* _DATASET EXTRACT_
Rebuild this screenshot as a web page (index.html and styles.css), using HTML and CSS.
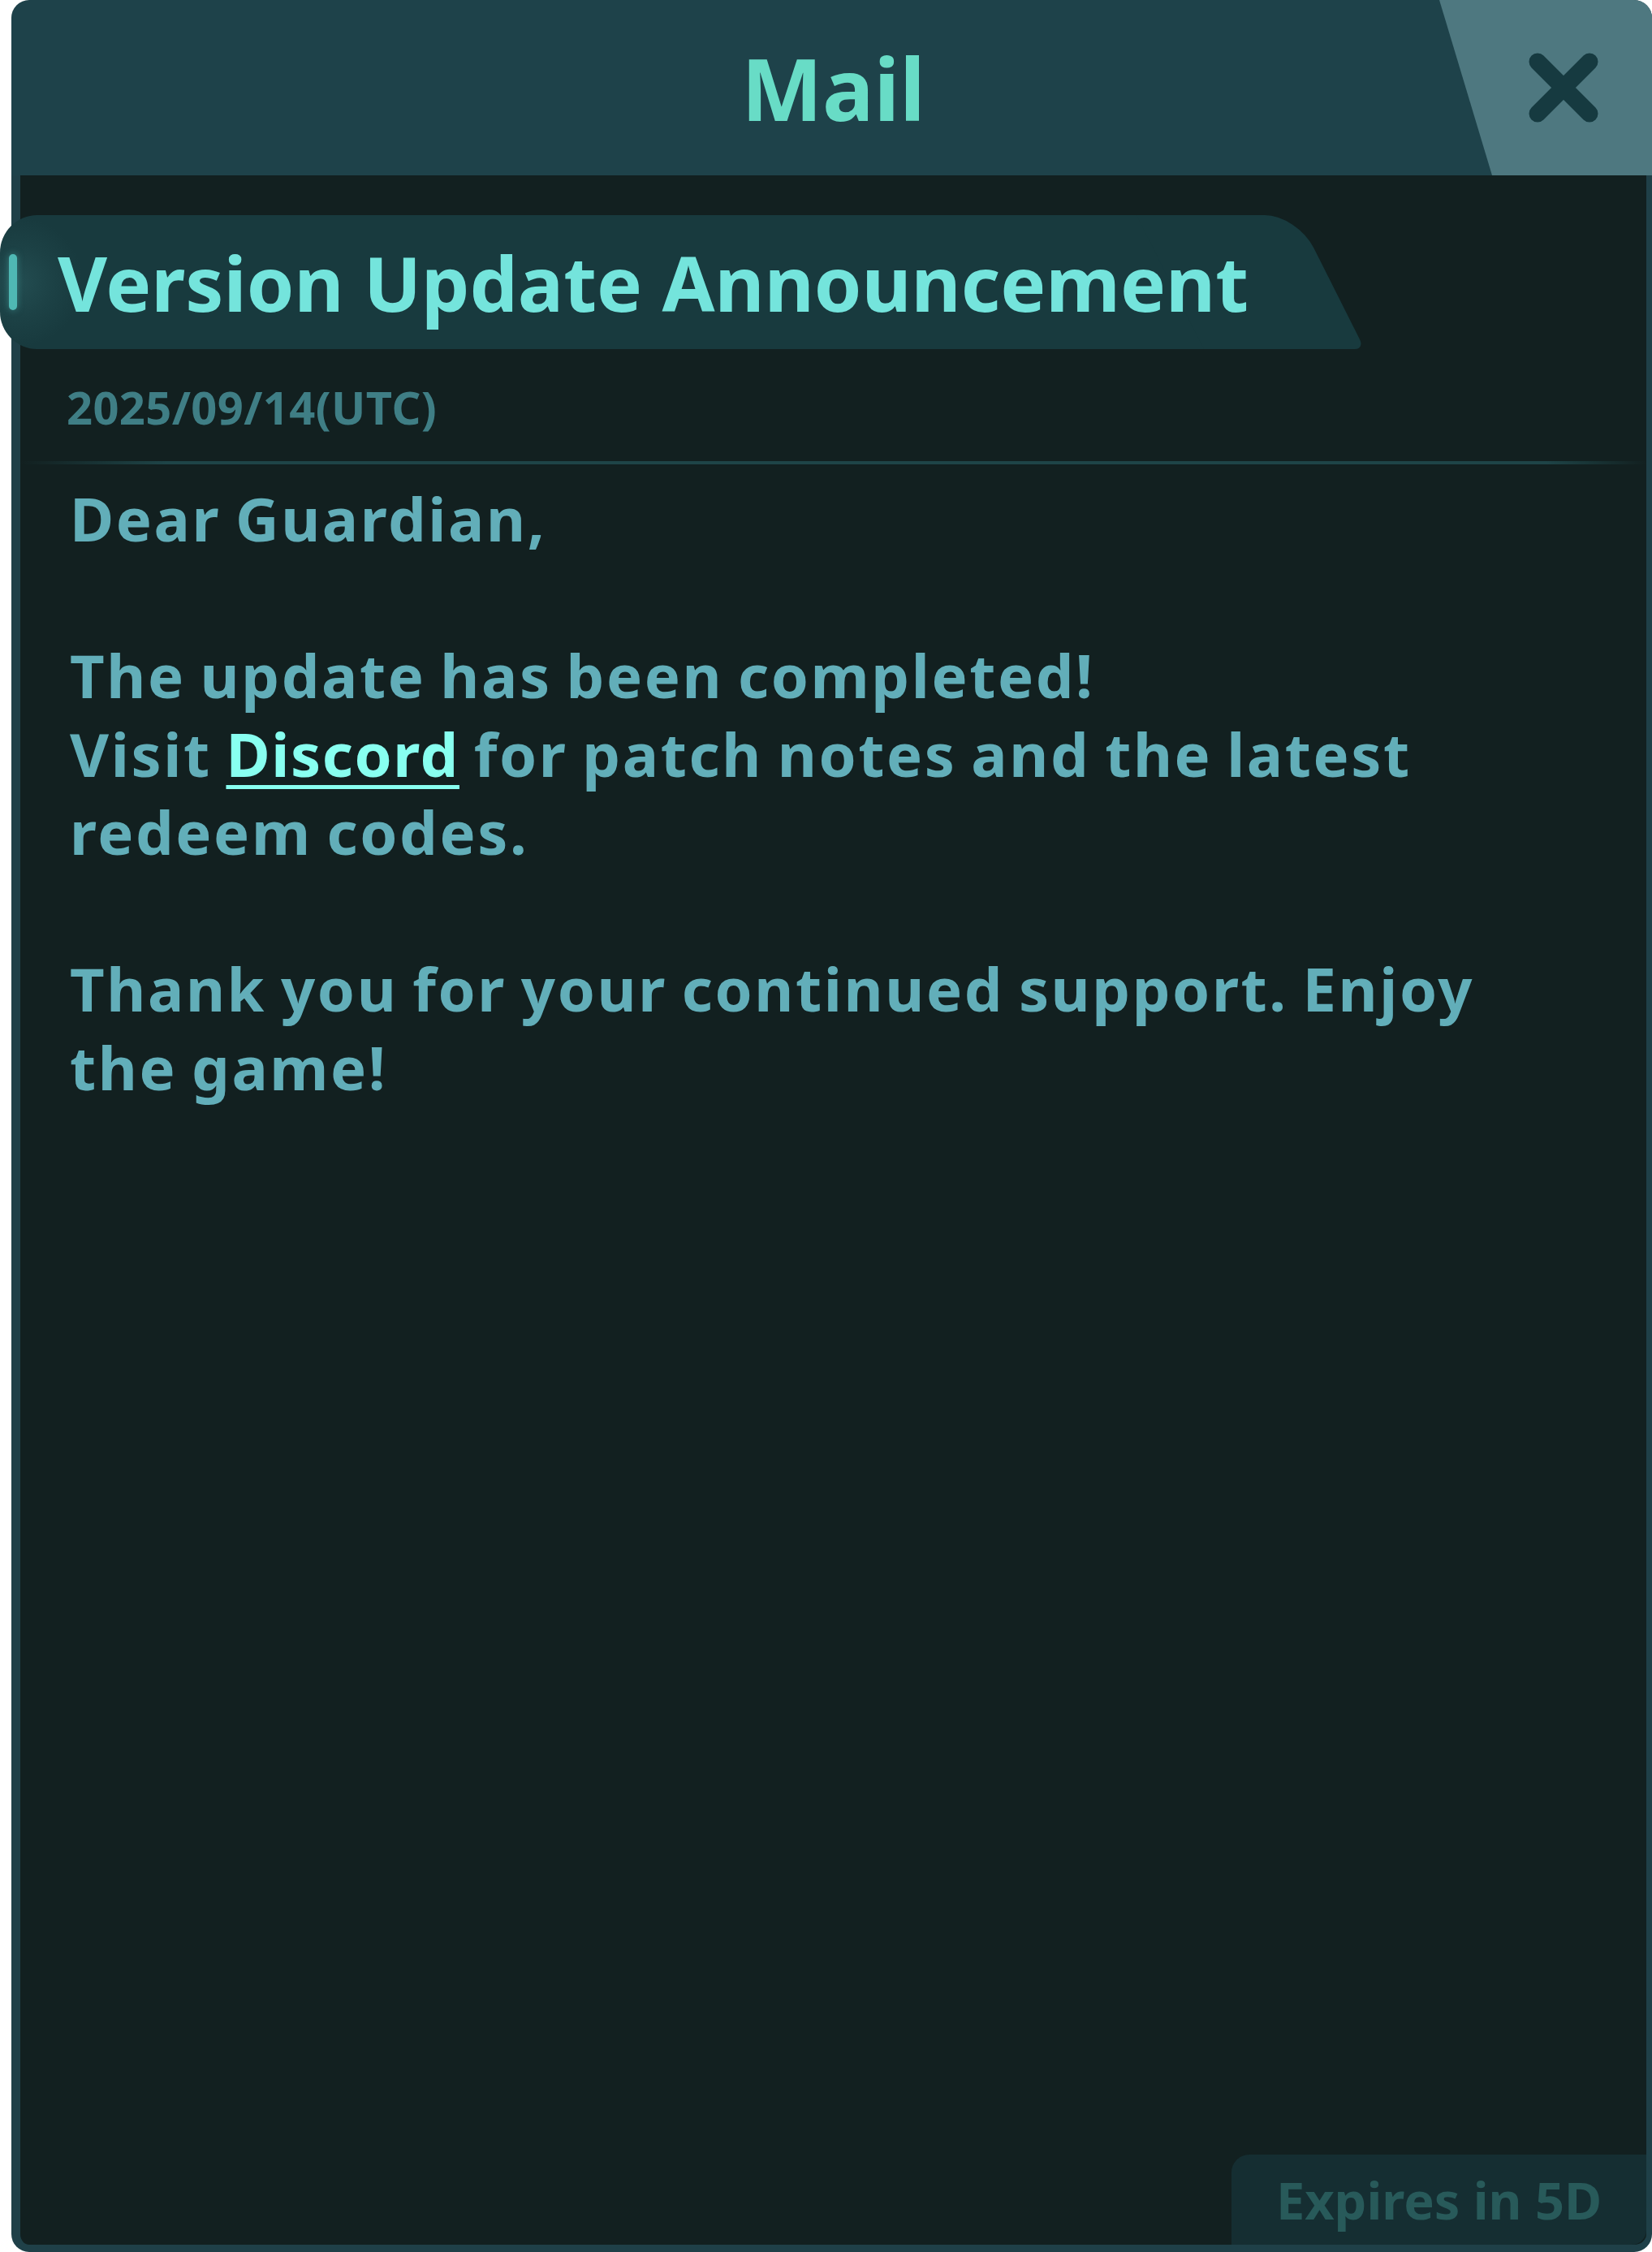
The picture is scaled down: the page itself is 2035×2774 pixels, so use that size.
FILE: index.html
```html
<!DOCTYPE html>
<html lang="en">
<head>
    <meta charset="UTF-8">
    <meta name="viewport" content="width=device-width, initial-scale=1.0">
    <title>Mail</title>
    <link rel="stylesheet" href="styles.css">
</head>
<body>
    <div class="mail">
        <header class="mail-head">
            <h1 class="mail-title">Mail</h1>
            <button class="close-btn" aria-label="Close">
                <svg width="86" height="86" viewBox="0 0 86 86">
                    <path d="M11 11 L75 75 M75 11 L11 75" stroke="#163a40" stroke-width="21" stroke-linecap="round" fill="none"/>
                </svg>
            </button>
        </header>

        <div class="mail-body">
            <div class="subject">
                <span class="subject-mark"></span>
                <h2 class="subject-text">Version Update Announcement</h2>
            </div>

            <div class="mail-date">2025/09/14(UTC)</div>
            <div class="divider"></div>

            <div class="mail-content">
                <p>Dear Guardian,</p>
                <p>The update has been completed!<br>
                Visit <a href="#" class="link">Discord</a> for patch notes and the latest redeem codes.</p>
                <p>Thank you for your continued support. Enjoy the game!</p>
            </div>

            <div class="expires">Expires in 5D</div>
        </div>
    </div>
</body>
</html>
```

FILE: styles.css
```css
:root {
    --head-bg: #1e424a;
    --body-bg: #122020;
    --frame: #1f4048;
    --tab-bg: #183a3e;
    --mint: #68dcc6;
    --text: #62aeb9;
}

body {
    margin: 0;
    background: #ffffff;
    font-family: 'Noto Sans', 'Open Sans', sans-serif;
    font-weight: 700;
}

.mail {
    margin-left: 14px;
    width: 2021px;
    height: 2774px;
    display: flex;
    flex-direction: column;
}

.mail-head {
    height: 216px;
    flex-shrink: 0;
    display: grid;
    grid-template-columns: 1fr auto 1fr;
    align-items: stretch;
    background: var(--head-bg);
    border-radius: 22px 22px 0 0;
    overflow: hidden;
}

.mail-title {
    grid-column: 2;
    margin: 0;
    padding-left: 4px;
    align-self: center;
    font-size: 106px;
    line-height: 1;
    color: var(--mint);
    font-weight: 700;
}

.close-btn {
    grid-column: 3;
    justify-self: end;
    width: 262px;
    border: none;
    padding: 0 66px 0 0;
    display: flex;
    align-items: center;
    justify-content: flex-end;
    background: #4e7880;
    clip-path: polygon(0 0, 100% 0, 100% 100%, 65px 100%);
    cursor: pointer;
}

.mail-body {
    flex: 1;
    display: flex;
    flex-direction: column;
    padding-top: 49px;
    background: var(--body-bg);
    border-left: 11px solid var(--frame);
    border-right: 7px solid var(--frame);
    border-bottom: 9px solid var(--frame);
    border-radius: 0 0 22px 22px;
}

.subject {
    position: relative;
    margin-left: -25px;
    width: 1520px;
    height: 165px;
    display: flex;
    align-items: center;
    gap: 50px;
    padding-left: 11px;
    box-sizing: border-box;
    background: radial-gradient(circle at 22px 50%, #234d51 0, #1c4145 45px, var(--tab-bg) 80px);
    border-radius: 46px 0 0 46px;
}

.subject::after {
    content: '';
    position: absolute;
    top: 0;
    left: 1400px;
    width: 198px;
    height: 100%;
    background: var(--tab-bg);
    transform: skewX(26.7deg);
    transform-origin: top;
    border-radius: 0 40px 12px 0;
}

.subject-mark {
    width: 10px;
    height: 69px;
    flex-shrink: 0;
    border-radius: 5px;
    background: #4fb8b4;
    box-shadow: 0 0 8px rgba(79, 184, 180, 0.5);
}

.subject-text {
    position: relative;
    z-index: 1;
    margin: 0;
    font-size: 94px;
    line-height: 1;
    color: #74e4dc;
    font-weight: 700;
    white-space: nowrap;
}

.mail-date {
    margin-top: 37px;
    padding-left: 57px;
    font-size: 56px;
    line-height: 68px;
    letter-spacing: 0.4px;
    color: #3f7e85;
}

.divider {
    margin-top: 33px;
    height: 4px;
    background: linear-gradient(to right, rgba(30, 68, 71, 0) 0, #1e4447 180px, #1e4447 1880px, rgba(30, 68, 71, 0) 100%);
}

.mail-content {
    flex: 1;
    margin-top: 19px;
    padding: 0 90px 0 61px;
    font-size: 74px;
    line-height: 96.5px;
    letter-spacing: 2.6px;
    word-spacing: -4px;
    color: var(--text);
}

.mail-content p {
    margin: 0 0 96.5px;
}

.link {
    color: #88fff0;
    letter-spacing: 1.6px;
    text-decoration: underline;
    text-decoration-thickness: 5px;
    text-underline-offset: 10px;
}

.expires {
    align-self: flex-end;
    width: 511px;
    height: 111px;
    display: flex;
    align-items: center;
    justify-content: center;
    background: #152e32;
    border-radius: 22px 0 18px 0;
    font-size: 63px;
    color: #285a5a;
}
```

* _EXERCISE REQUIREMENTS_
The material above holds pictures; copy everything else in it exactly.

* _WRITTEN RESPONSE_
Rebuild this screenshot as a web page (index.html and styles.css), using HTML and CSS.
The picture is scaled down: the page itself is 2035×2774 pixels, so use that size.
FILE: index.html
```html
<!DOCTYPE html>
<html lang="en">
<head>
    <meta charset="UTF-8">
    <meta name="viewport" content="width=device-width, initial-scale=1.0">
    <title>Mail</title>
    <link rel="stylesheet" href="styles.css">
</head>
<body>
    <div class="mail">
        <header class="mail-head">
            <h1 class="mail-title">Mail</h1>
            <button class="close-btn" aria-label="Close">
                <svg width="86" height="86" viewBox="0 0 86 86">
                    <path d="M11 11 L75 75 M75 11 L11 75" stroke="#163a40" stroke-width="21" stroke-linecap="round" fill="none"/>
                </svg>
            </button>
        </header>

        <div class="mail-body">
            <div class="subject">
                <span class="subject-mark"></span>
                <h2 class="subject-text">Version Update Announcement</h2>
            </div>

            <div class="mail-date">2025/09/14(UTC)</div>
            <div class="divider"></div>

            <div class="mail-content">
                <p>Dear Guardian,</p>
                <p>The update has been completed!<br>
                Visit <a href="#" class="link">Discord</a> for patch notes and the latest redeem codes.</p>
                <p>Thank you for your continued support. Enjoy the game!</p>
            </div>

            <div class="expires">Expires in 5D</div>
        </div>
    </div>
</body>
</html>
```

FILE: styles.css
```css
:root {
    --head-bg: #1e424a;
    --body-bg: #122020;
    --frame: #1f4048;
    --tab-bg: #183a3e;
    --mint: #68dcc6;
    --text: #62aeb9;
}

body {
    margin: 0;
    background: #ffffff;
    font-family: 'Noto Sans', 'Open Sans', sans-serif;
    font-weight: 700;
}

.mail {
    margin-left: 14px;
    width: 2021px;
    height: 2774px;
    display: flex;
    flex-direction: column;
}

.mail-head {
    height: 216px;
    flex-shrink: 0;
    display: grid;
    grid-template-columns: 1fr auto 1fr;
    align-items: stretch;
    background: var(--head-bg);
    border-radius: 22px 22px 0 0;
    overflow: hidden;
}

.mail-title {
    grid-column: 2;
    margin: 0;
    padding-left: 4px;
    align-self: center;
    font-size: 106px;
    line-height: 1;
    color: var(--mint);
    font-weight: 700;
}

.close-btn {
    grid-column: 3;
    justify-self: end;
    width: 262px;
    border: none;
    padding: 0 66px 0 0;
    display: flex;
    align-items: center;
    justify-content: flex-end;
    background: #4e7880;
    clip-path: polygon(0 0, 100% 0, 100% 100%, 65px 100%);
    cursor: pointer;
}

.mail-body {
    flex: 1;
    display: flex;
    flex-direction: column;
    padding-top: 49px;
    background: var(--body-bg);
    border-left: 11px solid var(--frame);
    border-right: 7px solid var(--frame);
    border-bottom: 9px solid var(--frame);
    border-radius: 0 0 22px 22px;
}

.subject {
    position: relative;
    margin-left: -25px;
    width: 1520px;
    height: 165px;
    display: flex;
    align-items: center;
    gap: 50px;
    padding-left: 11px;
    box-sizing: border-box;
    background: radial-gradient(circle at 22px 50%, #234d51 0, #1c4145 45px, var(--tab-bg) 80px);
    border-radius: 46px 0 0 46px;
}

.subject::after {
    content: '';
    position: absolute;
    top: 0;
    left: 1400px;
    width: 198px;
    height: 100%;
    background: var(--tab-bg);
    transform: skewX(26.7deg);
    transform-origin: top;
    border-radius: 0 40px 12px 0;
}

.subject-mark {
    width: 10px;
    height: 69px;
    flex-shrink: 0;
    border-radius: 5px;
    background: #4fb8b4;
    box-shadow: 0 0 8px rgba(79, 184, 180, 0.5);
}

.subject-text {
    position: relative;
    z-index: 1;
    margin: 0;
    font-size: 94px;
    line-height: 1;
    color: #74e4dc;
    font-weight: 700;
    white-space: nowrap;
}

.mail-date {
    margin-top: 37px;
    padding-left: 57px;
    font-size: 56px;
    line-height: 68px;
    letter-spacing: 0.4px;
    color: #3f7e85;
}

.divider {
    margin-top: 33px;
    height: 4px;
    background: linear-gradient(to right, rgba(30, 68, 71, 0) 0, #1e4447 180px, #1e4447 1880px, rgba(30, 68, 71, 0) 100%);
}

.mail-content {
    flex: 1;
    margin-top: 19px;
    padding: 0 90px 0 61px;
    font-size: 74px;
    line-height: 96.5px;
    letter-spacing: 2.6px;
    word-spacing: -4px;
    color: var(--text);
}

.mail-content p {
    margin: 0 0 96.5px;
}

.link {
    color: #88fff0;
    letter-spacing: 1.6px;
    text-decoration: underline;
    text-decoration-thickness: 5px;
    text-underline-offset: 10px;
}

.expires {
    align-self: flex-end;
    width: 511px;
    height: 111px;
    display: flex;
    align-items: center;
    justify-content: center;
    background: #152e32;
    border-radius: 22px 0 18px 0;
    font-size: 63px;
    color: #285a5a;
}
```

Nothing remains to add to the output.